La forza di un messaggio, tuttavia, non dipende solo dal suo contenuto, ma anche da chi lo invia. Ed è su questo che occorre riflettere. Perché se è chiaro chi sia al comando effettivo della Russia e soprattutto della Cina (anche se negli ultimi mesi Xi Jinping ha subìto critiche, la leadership del partito non è certo in discussione), qualche dubbio su chi “comandi” davvero negli Stati Uniti c’è. E non parliamo delle solite lobby del petrolio (e del gas), delle armi, dell’alta finanza, ma di persone fisiche. Persone di cui Biden si è voluto – o dovuto – circondare e che ne guiderebbero, e non da oggi, i passi. A Foggy Bottom il quartiere dove vive la “nomenclatura” di Washington, si citano sempre più stesso le cosiddette “Erinni” (le “Furie” dell’antica Roma, creature mitologiche che impersonano la vendetta): Victoria Nuckland, attuale sottosegretario di Stato, quella che nel 2014 mandò a quel paese (per usare un eufemismo) la signora Merkel e l’intera Ue a proposito dello “Stream 2” («che se lo scordino, quei rubinetti non si apriranno mai»); Avril Haynes, già dirigente della Cia e attuale capo dei servizi segreti interni, prima donna ad aver ricoperto cariche direttive in entrambe le organizzazioni; e Fiona Hills, attuale consigliere speciale del presidente, fluente in russo e cinese. E forse va aggiunta, fresca di nomina, la giovane ma determinata Bridget Brink, appena nominata nuovo ambasciatore Usa a Kiev, dopo essere stata a lungo in Georgia, ai tempi della crisi dell’Ossezia. Non è un caso, evidentemente. Come non è un caso che, dopo oltre un anno di sede vacante, gli Usa non siano ancora riusciti a nominare un ambasciatore a Delhi, punto debole della neonata alleanza strategica dell’indo- pacifico (leggi Quad). Michael Garcetti, ex sindaco di Los Angeles, proposto da Biden, deve ancora ottenere il nulla osta del Senato, bloccato ufficialmente dal sospetto di una molestia sessuale ma in realtà inviso ad almeno due delle sopracitate “Erinni”.
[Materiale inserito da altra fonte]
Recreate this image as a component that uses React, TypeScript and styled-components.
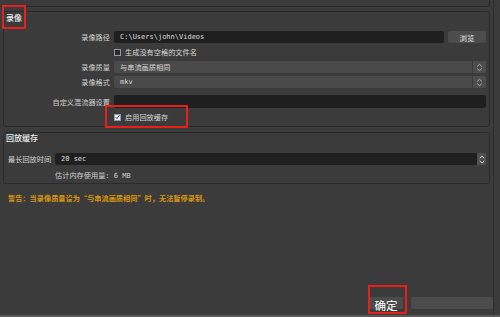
import styled, { createGlobalStyle } from 'styled-components';

const GlobalStyle = createGlobalStyle`
  html, body {
    margin: 0;
    padding: 0;
    background: #3b3b3b;
    overflow: hidden;
  }
  * {
    box-sizing: border-box;
  }
`;

const cjk = `"Noto Sans CJK SC", "Noto Sans", sans-serif`;
const mono = `"DejaVu Sans Mono", "Liberation Mono", "Noto Sans CJK SC", monospace`;

const Screen = styled.div`
  position: relative;
  width: 500px;
  height: 317px;
  background: #3b3b3b;
  border-bottom: 2px solid #5a5a5a;
  font-family: ${cjk};
  color: #d2d2d2;
`;

const Page = styled.div`
  width: 494px;
  height: 315px;
  border-right: 1px solid #2c2c2c;
  display: flex;
  flex-direction: column;
`;

const TopStub = styled.div`
  height: 7px;
  margin: 0 3px 0 0;
  border: 1px solid #2a2a2a;
  border-top: none;
  border-left: none;
  border-bottom-right-radius: 3px;
`;

const GroupBox = styled.section<{ $mt: number; $h: number }>`
  margin: ${(p) => p.$mt}px 3px 0 3px;
  height: ${(p) => p.$h}px;
  border: 1px solid #2a2a2a;
  border-radius: 3px;
  padding: 0 3px 0 0;
  display: flex;
  flex-direction: column;
`;

const Title = styled.div<{ $mt: number }>`
  margin: ${(p) => p.$mt}px 0 0 2px;
  height: 10px;
  line-height: 10px;
  font-size: 8px;
  font-weight: 500;
  color: #ececec;
`;

const FormRow = styled.div<{ $mt: number; $h: number }>`
  display: grid;
  grid-template-columns: 106px 1fr;
  column-gap: 4px;
  align-items: center;
  margin-top: ${(p) => p.$mt}px;
  height: ${(p) => p.$h}px;
`;

const Label = styled.div`
  text-align: right;
  font-size: 7.2px;
  line-height: 10px;
  white-space: nowrap;
  color: #cfcfcf;
`;

const Field = styled.div`
  display: flex;
  gap: 4px;
  height: 100%;
  min-width: 0;
`;

const TextInput = styled.div`
  flex: 1;
  height: 100%;
  background: #1f1f1f;
  border-radius: 2px;
  padding-left: 6px;
  display: flex;
  align-items: center;
  font-family: ${mono};
  font-size: 7px;
  color: #dcdcdc;
  white-space: nowrap;
`;

const Button = styled.div<{ $w: number }>`
  width: ${(p) => p.$w}px;
  height: 100%;
  background: #4c4c4c;
  border-radius: 2px;
  display: flex;
  align-items: center;
  justify-content: center;
  font-size: 7.4px;
  color: #e4e4e4;
`;

const Combo = styled.div`
  flex: 1;
  height: 100%;
  display: flex;
  background: #4a4a4a;
  border-radius: 2px;
  overflow: hidden;
`;

const ComboText = styled.div<{ $mono?: boolean }>`
  flex: 1;
  padding-left: 6px;
  display: flex;
  align-items: center;
  font-family: ${(p) => (p.$mono ? mono : cjk)};
  font-size: ${(p) => (p.$mono ? '7px' : '7.2px')};
  color: #dadada;
  border-right: 1px solid #3a3a3a;
`;

const Arrows = styled.div`
  width: 13px;
  display: flex;
  align-items: center;
  justify-content: center;
  background: #4d4d4d;
`;

const CheckLine = styled.div`
  display: flex;
  align-items: center;
  gap: 4px;
  font-size: 7.2px;
  line-height: 10px;
  color: #d6d6d6;
`;

const Box = styled.div<{ $checked?: boolean }>`
  width: 7px;
  height: 7px;
  border: 1px solid #9a9a9a;
  background: ${(p) => (p.$checked ? '#e8e8ee' : '#2a2a2a')};
  display: flex;
  align-items: center;
  justify-content: center;
`;

const SpinRow = styled.div`
  display: flex;
  align-items: center;
  margin-top: 10px;
  height: 12px;
`;

const SpinLabel = styled.div`
  width: 51px;
  padding-left: 4px;
  font-size: 7.2px;
  line-height: 10px;
  white-space: nowrap;
  color: #d2d2d2;
`;

const SpinField = styled.div`
  flex: 1;
  height: 100%;
  display: flex;
  border-radius: 2px;
  overflow: hidden;
`;

const SpinInput = styled(TextInput)`
  border-radius: 0;
`;

const SpinButtons = styled.div`
  width: 9px;
  display: flex;
  flex-direction: column;
  align-items: center;
  justify-content: center;
  background: #505050;
  gap: 1px;
`;

const Note = styled.div`
  margin: 5px 0 0 51px;
  font-size: 7.2px;
  line-height: 10px;
  color: #cfcfcf;
`;

const NoteMono = styled.span`
  font-family: ${mono};
  font-size: 7px;
`;

const Warning = styled.div`
  margin: 9px 0 0 8px;
  font-size: 7.2px;
  font-weight: 700;
  line-height: 10px;
  color: #d9950d;
  white-space: nowrap;
`;

const ButtonBar = styled.div`
  margin-top: auto;
  padding-bottom: 6px;
  display: flex;
  justify-content: flex-end;
  gap: 8px;
`;

const DialogButton = styled.div<{ $w: number }>`
  width: ${(p) => p.$w}px;
  height: 12px;
  background: #4b4b4b;
  border-radius: 2px;
  display: flex;
  justify-content: center;
  align-items: flex-start;
  padding-top: 2px;
  font-size: 11.5px;
  line-height: 12px;
  color: #ffffff;
  overflow: visible;
  white-space: nowrap;
`;

const Highlight = styled.div<{ $x: number; $y: number; $w: number; $h: number }>`
  position: absolute;
  left: ${(p) => p.$x}px;
  top: ${(p) => p.$y}px;
  width: ${(p) => p.$w}px;
  height: ${(p) => p.$h}px;
  border: 2px solid #e8201c;
  pointer-events: none;
`;

const UpDown = () => (
  <svg width="7" height="9" viewBox="0 0 7 9">
    <path d="M1.2 3.4 L3.5 1.3 L5.8 3.4" fill="none" stroke="#b8b8b8" strokeWidth="0.9" />
    <path d="M1.2 5.6 L3.5 7.7 L5.8 5.6" fill="none" stroke="#b8b8b8" strokeWidth="0.9" />
  </svg>
);

const Chevron = ({ up }: { up?: boolean }) => (
  <svg width="6" height="4" viewBox="0 0 6 4">
    <path
      d={up ? 'M0.8 3.3 L3 1 L5.2 3.3' : 'M0.8 0.8 L3 3 L5.2 0.8'}
      fill="none"
      stroke="#d0d0d0"
      strokeWidth="1"
    />
  </svg>
);

const Tick = () => (
  <svg width="6" height="6" viewBox="0 0 6 6">
    <path d="M0.8 3.2 L2.4 4.9 L5.3 0.8" fill="none" stroke="#2a4a9a" strokeWidth="1.2" />
  </svg>
);

const App = () => {
  return (
    <Screen>
      <GlobalStyle />
      <Page>
        <TopStub />
        <GroupBox $mt={4} $h={116}>
          <Title $mt={1}>录像</Title>
          <FormRow $mt={8} $h={12}>
            <Label>录像路径</Label>
            <Field>
              <TextInput>C:\Users\john\Videos</TextInput>
              <Button $w={38}>浏览</Button>
            </Field>
          </FormRow>
          <FormRow $mt={4} $h={10}>
            <div />
            <CheckLine>
              <Box />
              生成没有空格的文件名
            </CheckLine>
          </FormRow>
          <FormRow $mt={4} $h={12}>
            <Label>录像质量</Label>
            <Field>
              <Combo>
                <ComboText>与串流画质相同</ComboText>
                <Arrows>
                  <UpDown />
                </Arrows>
              </Combo>
            </Field>
          </FormRow>
          <FormRow $mt={3} $h={12}>
            <Label>录像格式</Label>
            <Field>
              <Combo>
                <ComboText $mono>mkv</ComboText>
                <Arrows>
                  <UpDown />
                </Arrows>
              </Combo>
            </Field>
          </FormRow>
          <FormRow $mt={7} $h={13}>
            <Label>自定义混流器设置</Label>
            <Field>
              <TextInput />
            </Field>
          </FormRow>
          <FormRow $mt={4} $h={10}>
            <div />
            <CheckLine>
              <Box $checked>
                <Tick />
              </Box>
              启用回放缓存
            </CheckLine>
          </FormRow>
        </GroupBox>

        <GroupBox $mt={5} $h={52}>
          <Title $mt={0}>回放缓存</Title>
          <SpinRow>
            <SpinLabel>最长回放时间</SpinLabel>
            <SpinField>
              <SpinInput>20 sec</SpinInput>
              <SpinButtons>
                <Chevron up />
                <Chevron />
              </SpinButtons>
            </SpinField>
          </SpinRow>
          <Note>
            估计内存使用量<NoteMono>: 6 MB</NoteMono>
          </Note>
        </GroupBox>

        <Warning>警告：当录像质量设为“与串流画质相同”时，无法暂停录制。</Warning>

        <ButtonBar>
          <DialogButton $w={34}>确定</DialogButton>
          <DialogButton $w={82} />
        </ButtonBar>
      </Page>

      <Highlight $x={2} $y={5} $w={24} $h={24} />
      <Highlight $x={105} $y={105} $w={83} $h={23} />
      <Highlight $x={368} $y={285} $w={39} $h={29} />
    </Screen>
  );
};

export default App;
La questione non è di poco conto, perché gli Usa si trovano in una fase storica delicata e a loro poco congeniale: quella di dover convivere con una potenza emergente, con la quale va, prima o poi, trovato un modus vivendi. Possibilmente senza scatenare l’Apocalisse. E un presidente ondivago, insicuro, costretto a essere costantemente corretto e “interpretato” non è il massimo. A meno che tutto ciò, come qualcuno ritiene, non avvenga per caso. E che oltre a coloro che lavorano per lo scontro frontale, ci sia anche qualcuno che invece lavora per la pace. Biden in questo viaggio ha stuzzicato e bacchettato spesso la Cina, ribadendo più volte che la “lezione” che l’Occidente sta impartendo a Putin rappresenta un chiaro segnale per Pechino, ma si è anche affrettato, subito dopo la (presunta) gaffe su Taiwan, ad annunciare che Washington sta valutando la riduzione e/o abolizione di alcuni dazi nei confronti dei prodotti cinesi, misure, ha precisato, «non certo imposte dalla nostra amministrazione». Alla fine, potrebbe essere che il tiepido accoglimento delle sue iniziative in campo economico (il nuovo partenariato commerciale, al quale hanno aderito sì 12 Paesi, ma ciascuno con i suoi marcati distinguo) e strategico (ancora una volta il Quad, la cosiddetta “Nato asiatica”, non è riuscita a decollare, per il rifiuto dell’India di condannare la Russia) rappresentino un fatto positivo, che evita, in questo momento «buio e pericoloso», come l’ha definito lo stesso Biden, la nascita di nuovi blocchi stile guerra fredda, e che invece sia proprio la sua (presunta) gaffe su Taiwan a restare nella storia.